The Swazi king Mswati III, leader of one of the world’s last remaining absolute monarchies, told religious leaders last week that divorce should be banned.
The king of Swaziland, popularly known as Ngweyama or “the lion”, said that once entered marriages should not be ended as it was “against” Swazi culture. If the king’s wishes are made a decree, Swaziland will join the Philippines and Vatican City as the only states where there is no legal provision for divorce and marriages can only be ended through by annulment or death.
Mswati, whose personal wealth exceeds $200 million, has been heavily criticized for his extravagant lifestyle, heavy-handed response to political opposition and in some quarters, his growing number of wives. Swazi law and long-held tradition permits the king to choose a new bride every year and on the final day of the Swazi Reed Dance Festival every August, young virgin women dance, bare-breasted for the king. After they are paraded and have their virginity publicly tested, the king may traditionally take one of the women as his wife. Partaking in the reed dance provides a crucial source of income for families in Swaziland where over two thirds of the population live below the poverty line.
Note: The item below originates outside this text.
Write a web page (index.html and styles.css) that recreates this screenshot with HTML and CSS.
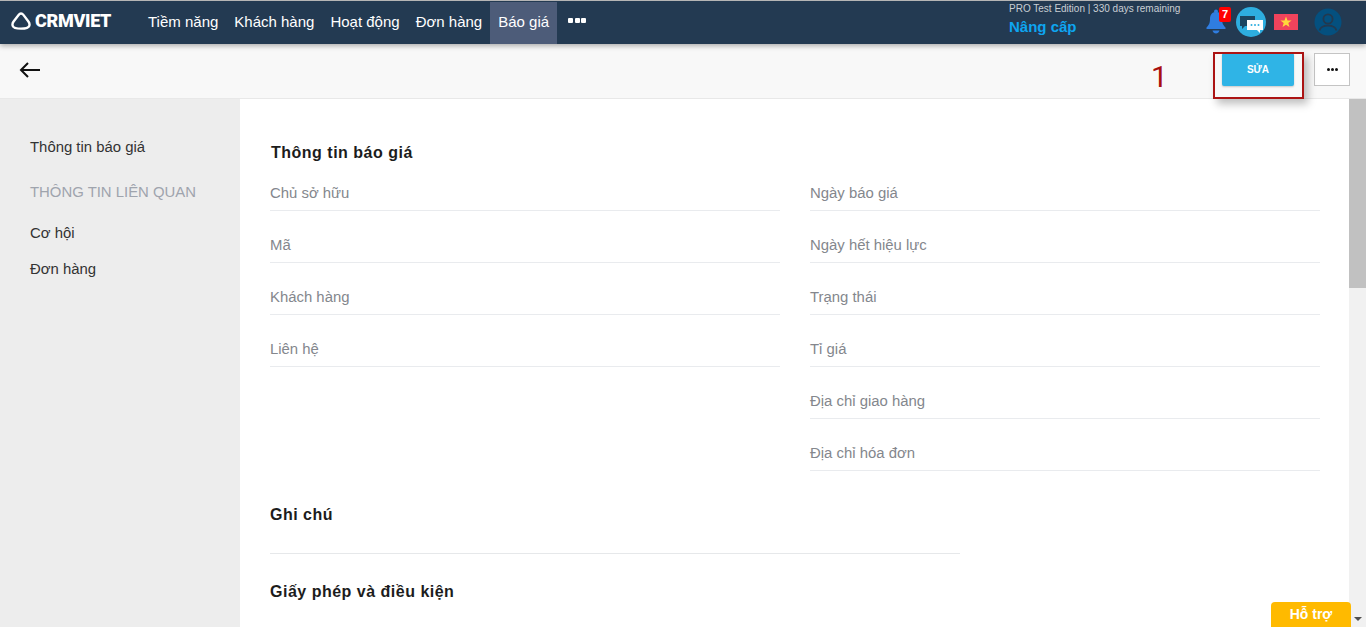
FILE: index.html
```html
<!DOCTYPE html>
<html lang="vi">
<head>
<meta charset="utf-8">
<title>Báo giá</title>
<link rel="stylesheet" href="styles.css">
</head>
<body>
<header class="navbar">
  <div class="logo">
    <svg class="logo-mark" width="20" height="18" viewBox="0 0 20 18"><path d="M10 1.5 C9 1.5 8.3 2 7.6 2.9 L2.6 9.5 C1.5 11 1.2 12.4 1.7 13.8 C2.4 15.8 4.6 16.6 10 16.6 C15.4 16.6 17.6 15.8 18.3 13.8 C18.8 12.4 18.5 11 17.4 9.5 L12.4 2.9 C11.7 2 11 1.5 10 1.5 Z" fill="none" stroke="#fff" stroke-width="2.4"/></svg>
    <span class="logo-text">CRMVIET</span>
  </div>
  <nav class="menu">
    <a class="menu-item">Tiềm năng</a>
    <a class="menu-item">Khách hàng</a>
    <a class="menu-item">Hoạt động</a>
    <a class="menu-item">Đơn hàng</a>
    <a class="menu-item active">Báo giá</a>
    <a class="menu-more"><i></i><i></i><i></i></a>
  </nav>
  <div class="edition">
    <div class="edition-line">PRO Test Edition | 330 days remaining</div>
    <div class="upgrade">Nâng cấp</div>
  </div>
  <div class="nav-icons">
    <div class="bell">
      <svg width="22" height="28" viewBox="0 0 22 28"><circle cx="10" cy="3.5" r="2" fill="#2f7de1"/><path d="M10 4 C5.5 4 4 7.5 4 11 C4 15.5 2.5 17.5 0.5 19.5 L0.5 21 L19.5 21 L19.5 19.5 C17.5 17.5 16 15.5 16 11 C16 7.5 14.5 4 10 4 Z" fill="#2f7de1"/><path d="M6.5 22.5 H13.5 C13 24.6 11.6 25.5 10 25.5 C8.4 25.5 7 24.6 6.5 22.5 Z" fill="#2f7de1"/></svg>
      <span class="badge">7</span>
    </div>
    <div class="chat">
      <svg width="30" height="30" viewBox="0 0 30 30"><circle cx="15" cy="15" r="15" fill="#2eaee0"/><path d="M4 9 H19 V19 H9 L6 22 V19 H4 Z" fill="#1c4560"/><path d="M11 13 H27 V23 H24 V26 L21 23 H11 Z" fill="#fff"/><circle cx="15.5" cy="18" r="1" fill="#2eaee0"/><circle cx="19" cy="18" r="1" fill="#2eaee0"/><circle cx="22.5" cy="18" r="1" fill="#2eaee0"/></svg>
    </div>
    <div class="flag">
      <svg width="24" height="16" viewBox="0 0 24 16"><rect width="24" height="16" fill="#f0435c"/><polygon points="12,2.6 13.5,6.5 17.6,6.6 14.3,9.1 15.5,13 12,10.7 8.5,13 9.7,9.1 6.4,6.6 10.5,6.5" fill="#ffd93b"/></svg>
    </div>
    <div class="avatar">
      <svg width="28" height="28" viewBox="0 0 28 28"><circle cx="14" cy="14" r="13.5" fill="#04507f"/><circle cx="14" cy="11" r="4.6" fill="none" stroke="#23394f" stroke-width="1.8"/><path d="M5.5 22.5 C6.5 18.5 10 17.6 14 17.6 C18 17.6 21.5 18.5 22.5 22.5" fill="none" stroke="#23394f" stroke-width="1.8"/></svg>
    </div>
  </div>
</header>

<div class="toolbar">
  <svg class="back" width="22" height="16" viewBox="0 0 22 16"><path d="M9 1 L2 8 L9 15 M2 8 H21" fill="none" stroke="#111" stroke-width="2"/></svg>
  <button class="btn-edit">SỬA</button>
  <button class="btn-more"><i></i><i></i><i></i></button>
  <span class="note-number">1</span>
  <div class="note-box"></div>
</div>

<div class="body-row">
  <aside class="side">
    <a class="side-link">Thông tin báo giá</a>
    <div class="side-title">THÔNG TIN LIÊN QUAN</div>
    <a class="side-link">Cơ hội</a>
    <a class="side-link">Đơn hàng</a>
  </aside>
  <main class="content">
    <h2 class="section-first">Thông tin báo giá</h2>
    <div class="columns">
      <div class="col">
        <div class="field">Chủ sở hữu</div>
        <div class="field">Mã</div>
        <div class="field">Khách hàng</div>
        <div class="field">Liên hệ</div>
      </div>
      <div class="col">
        <div class="field">Ngày báo giá</div>
        <div class="field">Ngày hết hiệu lực</div>
        <div class="field">Trạng thái</div>
        <div class="field">Tỉ giá</div>
        <div class="field">Địa chỉ giao hàng</div>
        <div class="field">Địa chỉ hóa đơn</div>
      </div>
    </div>
    <h2 class="section-note">Ghi chú</h2>
    <div class="note-line"></div>
    <h2 class="section-terms">Giấy phép và điều kiện</h2>
  </main>
  <div class="scrollbar">
    <div class="thumb"></div>
    <div class="arrow"></div>
  </div>
</div>
<button class="support">Hỗ trợ</button>
</body>
</html>
```
FILE: styles.css
```css
* { box-sizing: border-box; }
html, body { margin: 0; height: 627px; overflow: hidden; }
body { font-family: "Liberation Sans", Arial, sans-serif; background: #fff; color: #222; position: relative; display: flex; flex-direction: column; }

.navbar { height: 44px; flex: none; border-top: 1px solid #b5b5b5; background: #233a52; display: flex; align-items: center; color: #fff; box-shadow: 0 2px 5px rgba(0,0,0,.3); position: relative; z-index: 2; }
.logo { width: 140px; padding-left: 11px; display: flex; align-items: center; gap: 4px; flex: none; margin-top: -3px; }
.logo-mark { display: block; }
.logo-text { font-family: Roboto, sans-serif; font-weight: 900; font-size: 18px; letter-spacing: -.3px; line-height: 18px; }
.menu { display: flex; align-items: stretch; height: 42px; }
.menu-item { padding: 0 8px; font-size: 15px; line-height: 39px; color: #fff; }
.menu-item.active { background: #4d5c79; }
.menu-more { display: flex; align-items: center; gap: 1.5px; padding: 0 11px; height: 38px; }
.menu-more i { width: 5px; height: 5px; background: #fff; border-radius: 1px; }
.edition { margin-left: auto; width: 196px; flex: none; height: 42px; }
.edition-line { font-size: 10px; line-height: 13px; color: #c9ced4; }
.upgrade { font-size: 15px; font-weight: 700; color: #0ea5f0; line-height: 18px; margin-top: 3px; }
.nav-icons { display: flex; align-items: center; width: 161px; flex: none; padding-bottom: 2px; }
.bell { position: relative; width: 22px; height: 28px; margin-right: 8px; margin-left: 1px; }
.bell svg, .chat svg, .flag svg, .avatar svg { display: block; }
.badge { position: absolute; top: -1px; left: 13px; width: 12px; height: 15px; background: #f00; border-radius: 2px; font-size: 11px; font-weight: 700; line-height: 15px; text-align: center; color: #fff; }
.chat { width: 30px; height: 30px; margin-right: 8px; }
.flag { width: 24px; height: 16px; margin-right: 16px; }
.avatar { width: 28px; height: 28px; }

.toolbar { height: 55px; flex: none; background: #f8f8f8; border-bottom: 1px solid #e8e8e8; display: flex; align-items: flex-start; position: relative; }
.back { margin: 18px 0 0 19px; display: block; }
.btn-edit { margin: 9px 0 0 auto; width: 72px; height: 33px; border: 0; border-radius: 2px; background: #2fb4e6; color: #fff; font: 700 10px "Liberation Sans", sans-serif; padding: 0; box-shadow: 0 1px 2px rgba(0,0,0,.2); }
.btn-more { margin: 9px 16px 0 20px; width: 36px; height: 33px; border: 1px solid #c4c4c4; background: #fff; display: flex; align-items: center; justify-content: center; gap: 1px; padding: 0; }
.btn-more i { width: 3px; height: 3px; background: #111; border-radius: 50%; }
.note-number { position: absolute; left: 1151px; top: 16px; font-family: Roboto, sans-serif; font-size: 30px; line-height: 34px; color: #a90f0f; }
.note-box { position: absolute; left: 1213px; top: 8px; width: 91px; height: 47px; border: 2px solid #ab1313; box-shadow: 4px 5px 8px rgba(0,0,0,.25); z-index: 3; }

.body-row { flex: 1; min-height: 0; display: flex; }
.side { width: 240px; flex: none; background: #ededed; padding: 38px 0 0 30px; font-size: 14.9px; }
.side-link { display: block; line-height: 20px; color: #333; margin-bottom: 16px; }
.side-title { font-size: 14.9px; line-height: 20px; color: #9fa4ad; margin: 15px 0 21px; padding-top: 9px; }
.content { flex: 1; min-width: 0; padding: 0 29px 0 30px; overflow: hidden; }
h2 { margin: 0; font-size: 16px; font-weight: 700; color: #1c1c1c; line-height: 20px; letter-spacing: .5px; }
.section-first { margin: 44px 0 0 1px; }
.columns { display: grid; grid-template-columns: 510px 510px; column-gap: 30px; margin-top: 20px; align-items: start; }
.field { height: 28px; line-height: 20px; font-size: 14.9px; color: #84878d; border-bottom: 1px solid #e9ebee; }
.field + .field { margin-top: 24px; }
.section-note { margin-top: 34px; }
.note-line { width: 690px; height: 1px; background: #e6e8ea; margin-top: 28px; }
.section-terms { margin-top: 28px; }
.scrollbar { width: 17px; flex: none; background: #f1f1f1; position: relative; }
.thumb { height: 189px; background: #c1c1c1; }
.arrow { position: absolute; bottom: 6px; left: 5px; border-left: 4px solid transparent; border-right: 4px solid transparent; border-top: 4px solid #505050; }
.support { position: absolute; left: 1271px; top: 602px; width: 80px; height: 25px; border: 0; border-radius: 4px 4px 0 0; background: #ffba00; color: #fff; font: 700 14px/25px "Liberation Sans", sans-serif; padding: 0; z-index: 4; }
```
Mswati caused controversy in 2005 after choosing a teenager at the festival as his thirteenth wife, after rapidly overturning a move earlier that year to prohibit sex for women under eighteen. The Government-sponsored cult of virginity had seen young women wear chastity tassels in efforts purportedly to tackle the astronomical rates of HIV in the desperately impoverished country where more than 40% of the population is believed to be infected.
In a country where polygamy is common practice and divorce rates are extremely low, it remains to be seen whether Mswati’s proposal will be formalised into a royal decree. For the sake of victims of sexual and domestic violence, one can only hope that it does not.